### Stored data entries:

——

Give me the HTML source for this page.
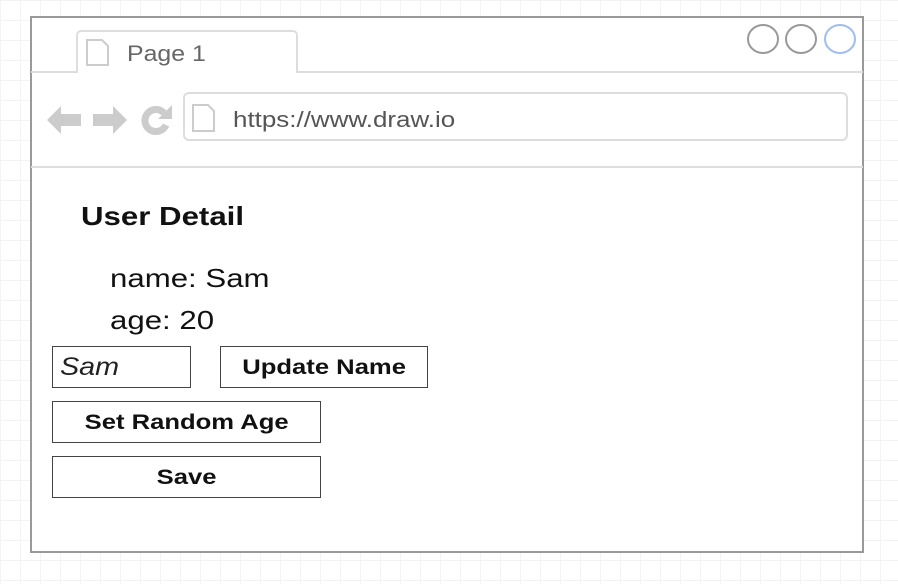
<!DOCTYPE html>
<html><head><style>
body{margin:0;width:898px;height:584px;overflow:hidden;background:#fff;
background-image:linear-gradient(#f3f3f3 1px,transparent 1px),linear-gradient(90deg,#f3f3f3 1px,transparent 1px);background-size:20px 20px;
font-family:"Liberation Sans",sans-serif;position:relative}
.a{position:absolute;box-sizing:border-box}
.s{display:inline-block;transform-origin:left center}
.btn{border:1.5px solid #444;background:#fff;font-weight:bold;font-size:21px;color:#111;text-align:center;line-height:42px}
.btn span{display:inline-block;transform:scaleX(1.22)}
</style></head><body>
<div class="a" style="left:30px;top:16px;width:834px;height:537px;border:2px solid #999;background:#fff"></div>
<div class="a" style="left:31px;top:71px;width:832px;height:2px;background:#ddd"></div>
<div class="a" style="left:76px;top:30px;width:222px;height:43px;border:2px solid #ddd;border-bottom:none;border-radius:5px 5px 0 0;background:#fff"></div>
<svg class="a" style="left:84px;top:38px" width="30" height="30"><path d="M3 2h15l6 6v19H3z" fill="#fff" stroke="#ccc" stroke-width="2"/></svg>
<div class="a" style="left:127px;top:41px;font-size:22px;color:#666"><span class="s" style="transform:scaleX(1.13)">Page 1</span></div>
<svg class="a" style="left:740px;top:20px" width="120" height="40">
<ellipse cx="23" cy="19" rx="15" ry="14" fill="none" stroke="#999" stroke-width="2"/>
<ellipse cx="61" cy="19" rx="15" ry="14" fill="none" stroke="#999" stroke-width="2"/>
<ellipse cx="100" cy="19" rx="15" ry="14" fill="none" stroke="#9ebdf0" stroke-width="2"/></svg>
<svg class="a" style="left:44px;top:100px" width="130" height="40">
<path d="M3 20l14-14v8h20v12H17v8z" fill="#ccc"/>
<path d="M83 20l-14-14v8H49v12h20v8z" fill="#ccc"/>
<path d="M122 25a11 11 0 1 1-2-12" fill="none" stroke="#ccc" stroke-width="7"/>
<path d="M128 5v14h-14z" fill="#ccc"/></svg>
<div class="a" style="left:183px;top:92px;width:665px;height:49px;border:2px solid #ddd;border-radius:6px"></div>
<svg class="a" style="left:190px;top:103px" width="30" height="30"><path d="M3 2h15l6 6v20H3z" fill="#fff" stroke="#ccc" stroke-width="2"/></svg>
<div class="a" style="left:233px;top:107px;font-size:22px;color:#555"><span class="s" style="transform:scaleX(1.18)">https://www.draw.io</span></div>
<div class="a" style="left:31px;top:166px;width:832px;height:2px;background:#ddd"></div>
<div class="a" style="left:81px;top:201px;font-size:26px;font-weight:bold;color:#111"><span class="s" style="transform:scaleX(1.2)">User Detail</span></div>
<div class="a" style="left:110px;top:263px;font-size:26px;color:#111"><span class="s" style="transform:scaleX(1.2)">name: Sam</span></div>
<div class="a" style="left:110px;top:305px;font-size:26px;color:#111"><span class="s" style="transform:scaleX(1.2)">age: 20</span></div>
<div class="a" style="left:52px;top:346px;width:139px;height:42px;border:1.5px solid #444;font-size:25px;font-style:italic;line-height:41px;padding-left:7px;color:#222"><span class="s" style="transform:scaleX(1.15)">Sam</span></div>
<div class="a btn" style="left:220px;top:346px;width:208px;height:42px"><span>Update Name</span></div>
<div class="a btn" style="left:52px;top:401px;width:269px;height:42px"><span>Set Random Age</span></div>
<div class="a btn" style="left:52px;top:456px;width:269px;height:42px"><span>Save</span></div>
</body></html>
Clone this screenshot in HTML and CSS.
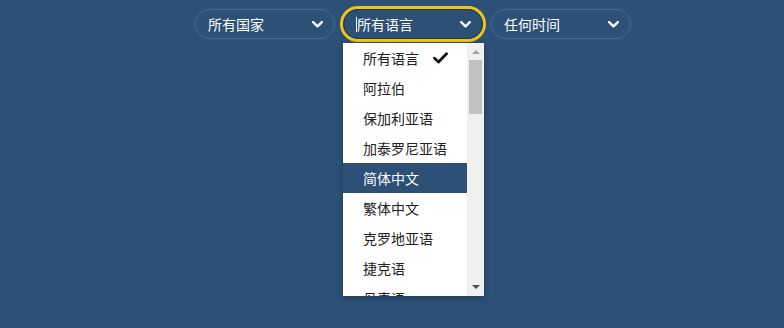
FILE: index.html
```html
<!DOCTYPE html>
<html lang="zh-CN">
<head>
    <meta charset="UTF-8">
    <title>筛选</title>
    <link rel="stylesheet" href="styles.css">
</head>
<body>
    <div class="filters">
        <div class="pill">
            <span class="pill-label">所有国家</span>
            <svg class="chevron" width="11" height="7" viewBox="0 0 11 7"><polyline points="1.2,1.2 5.5,5.3 9.8,1.2" fill="none" stroke="#fff" stroke-width="2.4" stroke-linecap="round" stroke-linejoin="round"/></svg>
        </div>

        <div class="pill pill-open">
            <span class="pill-label"><span class="caret"></span>所有语言</span>
            <svg class="chevron" width="11" height="7" viewBox="0 0 11 7"><polyline points="1.2,1.2 5.5,5.3 9.8,1.2" fill="none" stroke="#fff" stroke-width="2.4" stroke-linecap="round" stroke-linejoin="round"/></svg>

            <div class="dropdown">
                <ul class="options">
                    <li class="option">所有语言
                        <svg class="check" width="15" height="12" viewBox="0 0 15 12"><polyline points="1.5,6.2 5.5,10 13.5,1.8" fill="none" stroke="#111" stroke-width="2.8" stroke-linecap="round" stroke-linejoin="round"/></svg>
                    </li>
                    <li class="option">阿拉伯</li>
                    <li class="option">保加利亚语</li>
                    <li class="option">加泰罗尼亚语</li>
                    <li class="option active">简体中文</li>
                    <li class="option">繁体中文</li>
                    <li class="option">克罗地亚语</li>
                    <li class="option">捷克语</li>
                    <li class="option">丹麦语</li>
                </ul>
                <div class="scrollbar">
                    <span class="arrow arrow-up"></span>
                    <div class="track"><div class="thumb"></div></div>
                    <span class="arrow arrow-down"></span>
                </div>
            </div>
        </div>

        <div class="pill">
            <span class="pill-label">任何时间</span>
            <svg class="chevron" width="11" height="7" viewBox="0 0 11 7"><polyline points="1.2,1.2 5.5,5.3 9.8,1.2" fill="none" stroke="#fff" stroke-width="2.4" stroke-linecap="round" stroke-linejoin="round"/></svg>
        </div>
    </div>
</body>
</html>
```

FILE: styles.css
```css
* {
    margin: 0;
    padding: 0;
    box-sizing: border-box;
}

body {
    background: #2c5076;
    font-family: "Noto Sans CJK SC", "Noto Sans", sans-serif;
    font-size: 14px;
    height: 328px;
    overflow: hidden;
}

.filters {
    display: flex;
    gap: 8px;
    padding: 9px 0 0 195px;
}

.pill {
    position: relative;
    width: 140px;
    height: 30px;
    border: 1px solid #3d6c9c;
    border-radius: 15px;
    display: flex;
    align-items: center;
    justify-content: space-between;
    padding: 0 11px 0 12px;
    color: #fff;
}

.pill-open {
    border-color: #1c3956;
    box-shadow: 0 0 0 3px #f2c512;
}

.pill-label {
    display: flex;
    align-items: center;
    line-height: 1;
}

.caret {
    width: 1px;
    height: 15px;
    background: #fff;
}

.chevron {
    display: block;
}

.dropdown {
    position: absolute;
    top: 33px;
    left: -1px;
    width: 141px;
    height: 253px;
    background: #fff;
    display: flex;
    overflow: hidden;
    box-shadow: 0 2px 6px rgba(0, 0, 0, 0.25);
}

.options {
    list-style: none;
    flex: 1;
    overflow: hidden;
}

.option {
    height: 30px;
    padding-left: 20px;
    display: flex;
    align-items: center;
    color: #222;
    white-space: nowrap;
}

.option.active {
    background: #2c5076;
    color: #fff;
}

.check {
    display: block;
    margin-left: 14px;
}

.scrollbar {
    width: 17px;
    background: #f0f0f0;
    display: flex;
    flex-direction: column;
    align-items: center;
}

.arrow {
    width: 0;
    height: 0;
    border-left: 4px solid transparent;
    border-right: 4px solid transparent;
    margin: 7px 0 6px;
}

.arrow-up {
    border-bottom: 4px solid #a3a3a3;
}

.arrow-down {
    border-top: 4px solid #505050;
    margin: 6px 0 7px;
}

.track {
    flex: 1;
    width: 100%;
    padding: 0 2px;
}

.thumb {
    height: 54px;
    background: #c1c1c1;
}
```
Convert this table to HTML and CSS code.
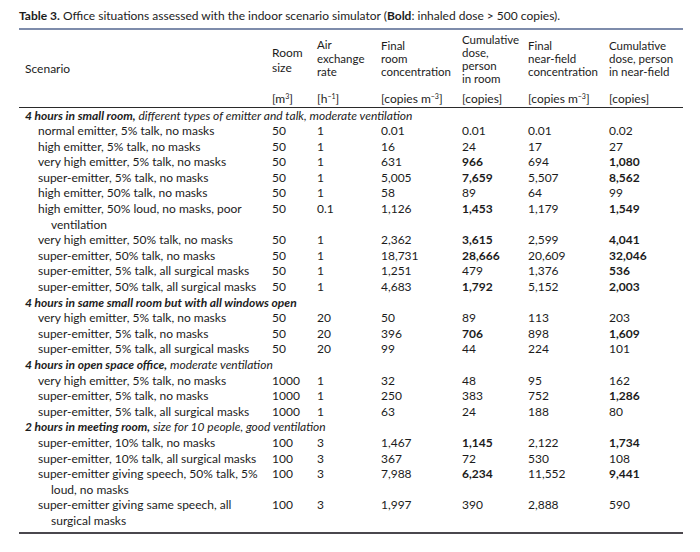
FILE: index.html
```html
<!DOCTYPE html>
<html>
<head>
<meta charset="utf-8">
<link rel="stylesheet" href="styles.css">
</head>
<body>
<p class="caption"><b>Table 3.</b> Office situations assessed with the indoor scenario simulator (<b>Bold</b>: inhaled dose &gt; 500 copies).</p>
<table class="tbl">
<colgroup>
<col class="c-scn"><col class="c-room"><col class="c-air"><col class="c-fin"><col class="c-cum"><col class="c-nf"><col class="c-cnf">
</colgroup>
<thead>
<tr class="hd">
<th class="h-scn">Scenario</th>
<th class="h-room">Room<br>size</th>
<th class="h-air">Air<br>exchange<br>rate</th>
<th class="h-fin">Final<br>room<br>concentration</th>
<th class="h-cum">Cumulative<br>dose,<br>person<br>in room</th>
<th class="h-fin">Final<br>near-field<br>concentration</th>
<th class="h-fin">Cumulative<br>dose, person<br>in near-field</th>
</tr>
<tr class="units">
<th></th>
<th>[m<sup>3</sup>]</th>
<th>[h<sup>−1</sup>]</th>
<th>[copies m<sup>−3</sup>]</th>
<th>[copies]</th>
<th>[copies m<sup>−3</sup>]</th>
<th>[copies]</th>
</tr>
</thead>
<tbody>
<tr class="sec"><td colspan="7"><b>4 hours in small room,</b> different types of emitter and talk, moderate ventilation</td></tr>
<tr><td class="scn">normal emitter, 5% talk, no masks</td><td>50</td><td>1</td><td>0.01</td><td>0.01</td><td>0.01</td><td>0.02</td></tr>
<tr><td class="scn">high emitter, 5% talk, no masks</td><td>50</td><td>1</td><td>16</td><td>24</td><td>17</td><td>27</td></tr>
<tr><td class="scn">very high emitter, 5% talk, no masks</td><td>50</td><td>1</td><td>631</td><td class="b">966</td><td>694</td><td class="b">1,080</td></tr>
<tr><td class="scn">super-emitter, 5% talk, no masks</td><td>50</td><td>1</td><td>5,005</td><td class="b">7,659</td><td>5,507</td><td class="b">8,562</td></tr>
<tr><td class="scn">high emitter, 50% talk, no masks</td><td>50</td><td>1</td><td>58</td><td>89</td><td>64</td><td>99</td></tr>
<tr><td class="scn">high emitter, 50% loud, no masks, poor ventilation</td><td>50</td><td>0.1</td><td>1,126</td><td class="b">1,453</td><td>1,179</td><td class="b">1,549</td></tr>
<tr><td class="scn">very high emitter, 50% talk, no masks</td><td>50</td><td>1</td><td>2,362</td><td class="b">3,615</td><td>2,599</td><td class="b">4,041</td></tr>
<tr><td class="scn">super-emitter, 50% talk, no masks</td><td>50</td><td>1</td><td>18,731</td><td class="b">28,666</td><td>20,609</td><td class="b">32,046</td></tr>
<tr><td class="scn">super-emitter, 5% talk, all surgical masks</td><td>50</td><td>1</td><td>1,251</td><td>479</td><td>1,376</td><td class="b">536</td></tr>
<tr><td class="scn">super-emitter, 50% talk, all surgical masks</td><td>50</td><td>1</td><td>4,683</td><td class="b">1,792</td><td>5,152</td><td class="b">2,003</td></tr>
<tr class="sec"><td colspan="7"><b>4 hours in same small room but with all windows open</b></td></tr>
<tr><td class="scn">very high emitter, 5% talk, no masks</td><td>50</td><td>20</td><td>50</td><td>89</td><td>113</td><td>203</td></tr>
<tr><td class="scn">super-emitter, 5% talk, no masks</td><td>50</td><td>20</td><td>396</td><td class="b">706</td><td>898</td><td class="b">1,609</td></tr>
<tr><td class="scn">super-emitter, 5% talk, all surgical masks</td><td>50</td><td>20</td><td>99</td><td>44</td><td>224</td><td>101</td></tr>
<tr class="sec"><td colspan="7"><b>4 hours in open space office,</b> moderate ventilation</td></tr>
<tr><td class="scn">very high emitter, 5% talk, no masks</td><td>1000</td><td>1</td><td>32</td><td>48</td><td>95</td><td>162</td></tr>
<tr><td class="scn">super-emitter, 5% talk, no masks</td><td>1000</td><td>1</td><td>250</td><td>383</td><td>752</td><td class="b">1,286</td></tr>
<tr><td class="scn">super-emitter, 5% talk, all surgical masks</td><td>1000</td><td>1</td><td>63</td><td>24</td><td>188</td><td>80</td></tr>
<tr class="sec"><td colspan="7"><b>2 hours in meeting room,</b> size for 10 people, good ventilation</td></tr>
<tr><td class="scn">super-emitter, 10% talk, no masks</td><td>100</td><td>3</td><td>1,467</td><td class="b">1,145</td><td>2,122</td><td class="b">1,734</td></tr>
<tr><td class="scn">super-emitter, 10% talk, all surgical masks</td><td>100</td><td>3</td><td>367</td><td>72</td><td>530</td><td>108</td></tr>
<tr><td class="scn">super-emitter giving speech, 50% talk, 5% loud, no masks</td><td>100</td><td>3</td><td>7,988</td><td class="b">6,234</td><td>11,552</td><td class="b">9,441</td></tr>
<tr class="last"><td class="scn">super-emitter giving same speech, all surgical masks</td><td>100</td><td>3</td><td>1,997</td><td>390</td><td>2,888</td><td>590</td></tr>
</tbody>
</table>
</body>
</html>
```

FILE: styles.css
```css
html, body {
  margin: 0;
  background: #ffffff;
}
body {
  padding: 7px 17px 0 19px;
  font-family: Lato, "Open Sans", sans-serif;
  font-size: 12px;
  color: #1c1c1c;
}
.caption {
  margin: 0;
  line-height: 17px;
  font-size: 12px;
  height: 21px;
}
.tbl {
  width: 664px;
  border-collapse: collapse;
  table-layout: fixed;
  border-top: 2px solid #7e8cab;
  border-bottom: 2px solid #4a474d;
}
.c-scn { width: 249px; }
.c-room { width: 45px; }
.c-air { width: 64px; }
.c-fin { width: 81px; }
.c-cum { width: 66px; }
.c-nf { width: 81px; }
.c-cnf { width: 78px; }
th {
  font-weight: normal;
  text-align: left;
  vertical-align: top;
  padding: 0 0 0 4px;
  line-height: 13px;
  white-space: nowrap;
}
.hd th {
  height: 59px;
  box-sizing: border-box;
  font-size: 11.5px;
}
.hd th.h-scn,
.hd th.h-room { font-size: 12px; }
.h-scn { padding-top: 32px; padding-left: 6px; }
.h-room { padding-top: 15px; line-height: 15px; }
.h-air { padding-top: 8px; line-height: 13.5px; }
.h-fin { padding-top: 9px; }
.h-cum { padding-top: 3px; }
.units th {
  height: 19px;
  box-sizing: border-box;
  vertical-align: bottom;
  line-height: 15.6px;
  padding-bottom: 0;
}
.units { border-bottom: 1px solid #2a2a2a; }
sup {
  font-size: 7px;
  line-height: 0;
  vertical-align: 4px;
}
td {
  padding: 0 0 0 4px;
  line-height: 15.6px;
  vertical-align: top;
}
.sec td {
  padding-left: 6px;
  font-style: italic;
  white-space: nowrap;
}
.sec b { font-weight: bold; }
td.scn {
  padding-left: 32px;
  padding-right: 2px;
  text-indent: -13px;
}
td.b { font-weight: bold; }
.last td { padding-bottom: 3px; }
```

——

### What is needed:
Extract from the data every line where "this" shows up.

### Task response:
Give me the HTML source for this page.
Clone this screenshot in HTML and CSS.
Convert this table to HTML and CSS code.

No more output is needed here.